Outstanding work to Angelica Cogliano who won her case, challenging the constitutionality of Operation Lone Star. Ultimately, the state agreed that her client (therefore all 2,000 defendants) deserve relief. Amazing work, Angelica!

Kudos to David Lee Botsford on a recent 5th Circuit victory! It deals with the affirmative defense of the statute of limitations. Argued on December 8th, reversal and remand: to determine which of the 4 counts may be barred by statute of limitations, and new trial on any of the 4 counts that are not barred. Great work, David!

Amazing work to Kathy Ehmann-Clardy and Sean Bajuk who heard the sweetest words ever spoken – NOT GUILTY, not once, not twice, but FIVE times. They tried five cases to a jury in Somervell County, working for three days on ABIFV, interfere 911 call, criminal trespass, criminal mischief and theft. Kudos, Kathy and Sean!

A job well done to appellate counsel, Alan Bennett, for winning his trial in a Waco District Court. Opinion affirmed the exclusion of evidence that was not turned over by the State “as soon as practical”. Evidence produced on the eve of trial was excluded… and his ruling affirmed. Way to go, Alan!

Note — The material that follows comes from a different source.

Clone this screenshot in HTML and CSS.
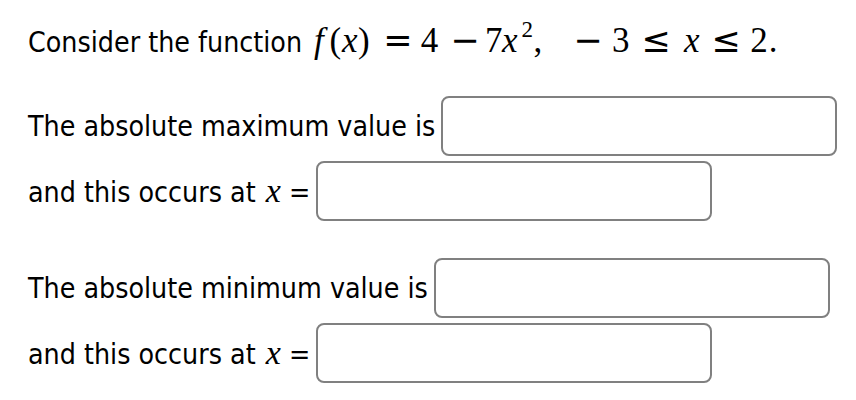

Staff Highlights: Seminar Clerk

Jessica Steen

Title: Seminar Clerk
Native State: Texas
Zodiac Sign: Scorpio
Favorite Color: Sea-foam Green
Loves: hiking nature trails and quilting
Interesting Fact: She has had pet reptiles since age six

Jessica Steen is currently studying at ACC for general studies, with the hope to transfer to a university in order to continue her studies in forest and wildlife management. She has participated and staffed countless Girl Scouts and Boy Scouts events, holding a variety of positions, which include secretary work, accounting, administration, and training. At TCDLA, Jessica works on mailing publications and merchandise to members, and packs materials for seminars. In her downtime, she can be found chilling with her animals or starting a new quilting project.